Overgrown Shelves

This is an interesting post on a subject I don’t have a lot of experience in.  Weeding.  At the NCCO, we don’t really throw much of anything away, unless it’s too dangerous to exist.  In which case there is a lot of paperwork.  According to our government mandate, we are actually supposed to keep all related materials indefinitely or unless ordered to dispose of them by an act of parliament, which has happened only once and the details of which are strictly classified.  Having effectively infinite shelf space helps with that.

http://lj.libraryjournal.com/blogs/annoyedlibrarian/2014/03/13/why-people-hate-weeding-books/

What is it about book weeding that gets library patrons so panicked? I can sort of understand the furor over that weeding project gone awry in Illinois last year, but it seems to happen all the time.

A late example is the library at Emporia State University in Kansas, which has had its weeding project halted until an internal auditor can examine the situation. Some people were complaining, and it must have been bad considering this sentence: “the library has slated a good amount of books to take out of the library, but not in the book burning style that many have imagined.”

Were people really imagining book burning?

I know it’s Kansas and all, where just like Arizona conservatives proposed anti-gay legislation and then voted it down when they realized how much like pre-Civil Rights Era southerners it made them seem, but hating gays so much you want to deprive them of civil rights isn’t necessarily the same thing as burning books.

Well, maybe.
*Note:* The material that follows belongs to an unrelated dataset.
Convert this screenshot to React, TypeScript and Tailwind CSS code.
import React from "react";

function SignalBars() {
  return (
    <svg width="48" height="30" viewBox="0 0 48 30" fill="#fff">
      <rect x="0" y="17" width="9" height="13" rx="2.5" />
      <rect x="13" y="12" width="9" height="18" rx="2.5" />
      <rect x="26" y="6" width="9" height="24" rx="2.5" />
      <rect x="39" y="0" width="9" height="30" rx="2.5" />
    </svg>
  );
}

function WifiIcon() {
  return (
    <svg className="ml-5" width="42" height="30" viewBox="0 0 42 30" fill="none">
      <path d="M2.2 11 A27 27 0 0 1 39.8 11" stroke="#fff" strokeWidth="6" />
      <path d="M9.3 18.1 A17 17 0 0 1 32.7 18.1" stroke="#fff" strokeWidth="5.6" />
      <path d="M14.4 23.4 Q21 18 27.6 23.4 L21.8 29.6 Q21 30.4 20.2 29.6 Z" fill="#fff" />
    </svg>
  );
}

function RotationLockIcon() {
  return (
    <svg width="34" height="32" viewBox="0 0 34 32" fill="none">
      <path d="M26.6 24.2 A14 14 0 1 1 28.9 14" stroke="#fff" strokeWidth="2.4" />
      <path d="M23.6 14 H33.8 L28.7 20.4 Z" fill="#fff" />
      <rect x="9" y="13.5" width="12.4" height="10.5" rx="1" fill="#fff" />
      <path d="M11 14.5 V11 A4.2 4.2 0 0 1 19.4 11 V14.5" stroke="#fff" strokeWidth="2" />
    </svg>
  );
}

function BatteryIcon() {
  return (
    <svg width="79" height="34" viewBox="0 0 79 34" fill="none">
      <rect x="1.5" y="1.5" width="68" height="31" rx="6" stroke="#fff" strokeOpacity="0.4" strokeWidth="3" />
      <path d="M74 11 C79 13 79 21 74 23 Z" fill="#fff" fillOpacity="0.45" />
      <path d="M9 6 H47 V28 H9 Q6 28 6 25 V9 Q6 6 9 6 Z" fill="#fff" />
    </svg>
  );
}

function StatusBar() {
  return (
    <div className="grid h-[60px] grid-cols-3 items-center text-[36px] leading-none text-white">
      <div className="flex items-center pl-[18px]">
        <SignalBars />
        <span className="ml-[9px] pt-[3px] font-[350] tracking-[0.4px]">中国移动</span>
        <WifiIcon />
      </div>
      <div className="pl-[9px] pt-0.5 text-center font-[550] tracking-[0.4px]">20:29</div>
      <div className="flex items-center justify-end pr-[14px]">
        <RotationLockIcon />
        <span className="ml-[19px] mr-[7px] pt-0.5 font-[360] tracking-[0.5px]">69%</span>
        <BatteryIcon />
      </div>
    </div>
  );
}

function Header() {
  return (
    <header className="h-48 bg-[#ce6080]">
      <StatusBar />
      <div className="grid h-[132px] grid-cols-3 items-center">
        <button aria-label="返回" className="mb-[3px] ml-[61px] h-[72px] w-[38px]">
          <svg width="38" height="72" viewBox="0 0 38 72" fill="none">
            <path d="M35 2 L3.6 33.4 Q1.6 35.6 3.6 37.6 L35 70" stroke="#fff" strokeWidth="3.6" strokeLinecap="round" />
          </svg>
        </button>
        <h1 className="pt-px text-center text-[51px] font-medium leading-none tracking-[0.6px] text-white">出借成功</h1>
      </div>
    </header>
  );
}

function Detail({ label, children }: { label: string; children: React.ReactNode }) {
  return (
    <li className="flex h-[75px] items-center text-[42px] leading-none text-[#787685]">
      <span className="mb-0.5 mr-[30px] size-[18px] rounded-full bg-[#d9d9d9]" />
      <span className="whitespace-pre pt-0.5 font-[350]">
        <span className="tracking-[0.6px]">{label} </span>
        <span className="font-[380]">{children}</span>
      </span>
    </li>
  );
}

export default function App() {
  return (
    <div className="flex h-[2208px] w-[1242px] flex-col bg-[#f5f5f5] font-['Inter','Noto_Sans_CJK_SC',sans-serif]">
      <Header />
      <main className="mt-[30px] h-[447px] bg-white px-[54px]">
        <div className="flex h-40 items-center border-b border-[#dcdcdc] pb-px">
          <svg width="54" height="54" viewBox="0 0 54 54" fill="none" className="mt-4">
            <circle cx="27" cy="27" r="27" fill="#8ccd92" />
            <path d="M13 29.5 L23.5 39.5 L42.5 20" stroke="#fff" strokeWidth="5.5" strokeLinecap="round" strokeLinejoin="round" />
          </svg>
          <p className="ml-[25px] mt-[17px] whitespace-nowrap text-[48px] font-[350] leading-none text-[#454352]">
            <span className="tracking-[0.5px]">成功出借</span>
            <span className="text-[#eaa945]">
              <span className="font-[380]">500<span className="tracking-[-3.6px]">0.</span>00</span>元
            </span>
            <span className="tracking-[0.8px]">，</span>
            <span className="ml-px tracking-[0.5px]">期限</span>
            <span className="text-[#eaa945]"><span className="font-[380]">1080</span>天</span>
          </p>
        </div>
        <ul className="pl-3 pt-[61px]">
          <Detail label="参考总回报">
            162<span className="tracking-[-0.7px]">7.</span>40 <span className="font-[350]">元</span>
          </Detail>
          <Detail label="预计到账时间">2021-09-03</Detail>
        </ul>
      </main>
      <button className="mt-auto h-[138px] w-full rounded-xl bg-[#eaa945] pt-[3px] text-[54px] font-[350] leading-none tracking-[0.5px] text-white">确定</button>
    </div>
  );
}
Anyway, this isn’t the Kansas legislature, but a bunch of librarians doing the weeding, and librarians are about as fond of burning books as they are of wearing uncomfortable shoes.

The librarians even provide all the standard and irrefutable reasons why a place like Emporia State should weed books: it’s not a research library, space is finite, etc. This isn’t weeding gone awry. It’s just weeding that people notice.
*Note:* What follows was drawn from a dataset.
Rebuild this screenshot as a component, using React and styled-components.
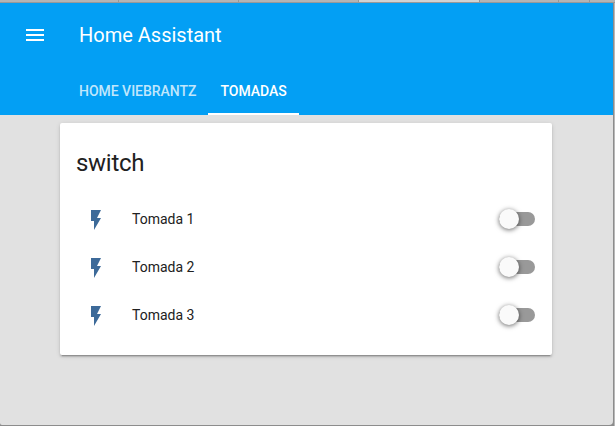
import React from "react";
import styled, { createGlobalStyle } from "styled-components";

const GlobalStyle = createGlobalStyle`
  * { box-sizing: border-box; }
  body {
    margin: 0;
    background: #b4b4b4;
    font-family: Roboto, sans-serif;
    -webkit-font-smoothing: antialiased;
    overflow: hidden;
  }
`;

const Screen = styled.div`
  width: 615px;
  height: 426px;
  display: flex;
  flex-direction: column;
  background: linear-gradient(90deg, #8c8c8c 0 614px, #b8b8b8 614px);
`;

const BrowserTabs = styled.div`
  display: flex;
  height: 3px;
  flex: none;
  border-bottom: 1px solid #999;
  background: #b4b4b4;
`;

const BrowserTab = styled.div`
  width: ${(p) => p.$width}px;
  height: 2px;
  border-right: 1px solid #969696;
  background: ${(p) => (p.$active ? "#d2d2d2" : "#b4b4b4")};
`;

const Page = styled.div`
  width: 613px;
  height: 422px;
  display: flex;
  flex-direction: column;
  background: #e1e1e1;
  border-radius: 0 0 4px 2px;
  overflow: hidden;
`;

const Header = styled.header`
  height: 112px;
  flex: none;
  background: #039ff4;
  color: #fff;
`;

const Toolbar = styled.div`
  height: 64px;
  padding-left: 23px;
  display: flex;
  align-items: center;
`;

const MenuIcon = styled.svg`
  width: 24px;
  height: 24px;
  fill: currentColor;
`;

const AppTitle = styled.h1`
  margin: 0 0 0 32px;
  font-size: 20px;
  font-weight: 400;
  line-height: 24px;
`;

const Tabs = styled.nav`
  display: flex;
  height: 48px;
  padding-left: 67px;
`;

const Tab = styled.div`
  padding: 0 12px;
  height: 48px;
  line-height: 48px;
  font-size: 14px;
  font-weight: 500;
  letter-spacing: -0.02px;
  white-space: nowrap;
  color: ${(p) => (p.$active ? "#fff" : "rgba(255,255,255,.76)")};
  box-shadow: ${(p) => (p.$active ? "inset 0 -2px #fff" : "none")};
`;

const Card = styled.section`
  width: 492px;
  height: 232px;
  margin: 8px 0 0 60px;
  padding: 24px 16px 16px;
  background: #fff;
  border-radius: 2px;
  box-shadow: 0 2px 2px 0 rgba(0,0,0,.14), 0 1px 5px 0 rgba(0,0,0,.12),
    0 3px 1px -2px rgba(0,0,0,.2);
`;

const CardTitle = styled.h2`
  margin: 0 0 16px;
  height: 32px;
  line-height: 32px;
  font-size: 24px;
  font-weight: 400;
  letter-spacing: -0.288px;
  color: #212121;
`;

const Row = styled.div`
  display: flex;
  align-items: center;
  height: 48px;
  padding-left: 8px;
`;

const FlashIcon = styled.svg`
  width: 24px;
  height: 24px;
  margin-top: 2px;
  fill: #3d6a99;
`;

const Name = styled.span`
  flex: 1;
  margin-left: 24px;
  font-size: 14px;
  line-height: 20px;
  color: #212121;
`;

const Toggle = styled.div`
  width: 36px;
  height: 14px;
  margin-right: 1px;
  border-radius: 7px;
  background: #999;
  display: flex;
  align-items: center;
`;

const Knob = styled.div`
  width: 20px;
  height: 20px;
  flex: none;
  border-radius: 50%;
  background: #fafafa;
  box-shadow: 0 1px 5px 0 rgba(0,0,0,.6);
`;

const browserTabs = [
  { width: 119 },
  { width: 120 },
  { width: 120 },
  { width: 121, active: true },
  { width: 79 },
  { width: 31 },
];

const switches = ["Tomada 1", "Tomada 2", "Tomada 3"];

export default function App() {
  return (
    <Screen>
      <GlobalStyle />
      <BrowserTabs>
        {browserTabs.map((t, i) => (
          <BrowserTab key={i} $width={t.width} $active={t.active} />
        ))}
      </BrowserTabs>
      <Page>
        <Header>
          <Toolbar>
            <MenuIcon viewBox="0 0 24 24">
              <path d="M3 18h18v-2H3v2zm0-5h18v-2H3v2zm0-7v2h18V6H3z" />
            </MenuIcon>
            <AppTitle>Home Assistant</AppTitle>
          </Toolbar>
          <Tabs>
            <Tab>HOME VIEBRANTZ</Tab>
            <Tab $active>TOMADAS</Tab>
          </Tabs>
        </Header>
        <Card>
          <CardTitle>switch</CardTitle>
          {switches.map((name) => (
            <Row key={name}>
              <FlashIcon viewBox="0 0 24 24">
                <path d="M7 2v11h3v9l7-12h-4l4-8z" />
              </FlashIcon>
              <Name>{name}</Name>
              <Toggle>
                <Knob />
              </Toggle>
            </Row>
          ))}
        </Card>
      </Page>
    </Screen>
  );
}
I would think the faculty could figure out that if the library keeps buying physical books and doesn’t have more physical space, something has to go. University libraries aren’t like faculty offices. You can’t just start piling books in random places and hope for the best when finding them.

And although it’s called a university, and even has the prestigious honor of having an ALA-accredited MLS program, it’s not a research library. The only ARL library in Kansas is the University of Kansas.

Therefore, it has no special obligation to keep materials indefinitely, or to build the offsite storage that makes this possible. Heck, maybe even the U. of Kansas doesn’t do that, but it’s still the sort of thing big research libraries do.

Now it could be that people fear they won’t get the material they need for research. That’s a possibility, although since it’s not a research university, they likely don’t have the funding to support everyone’s research.

Instead I suspect the panic is driven by one thing, bibliofetishization. I thought I’d coined that term, by the way, but it got 13 hits on Google, so I guess I didn’t.

Anyway, bibliofetishization, or having a fetish about books if we want to sound less pretentious, seems to be a universal phenomenon, at least among people who read books at all.

How many libraries have had to deal with people offering to donate hundreds of worthless books they found in their granny’s attic because the potential donor couldn’t just throw them out?

“I just want the books to have a good home,” they’ll say. The librarians are thinking that a dumpster is a good home for garbage. Leave them in the dumpster on the way out. “Impossible!”

People who don’t work with books professionally don’t think of them as commodities. Every book is sacred, and every magazine, too, judging by the old sets of National Geographic people are always trying to donate to libraries.

Thus, while it could be that there’s something alarming at Emporia State, I somehow doubt it. Rational explanations about space and such aren’t working well, either.

It might be time to sit down individually with everyone who hates weeding in the library, offer them a cup of tea and a biscuit, and tell them in a sorrowful voice that the librarians are terribly sorry for making any changes at all, but sometimes, every once in a very long while, we have to make a few changes or else things get chaotic, and nobody wants that.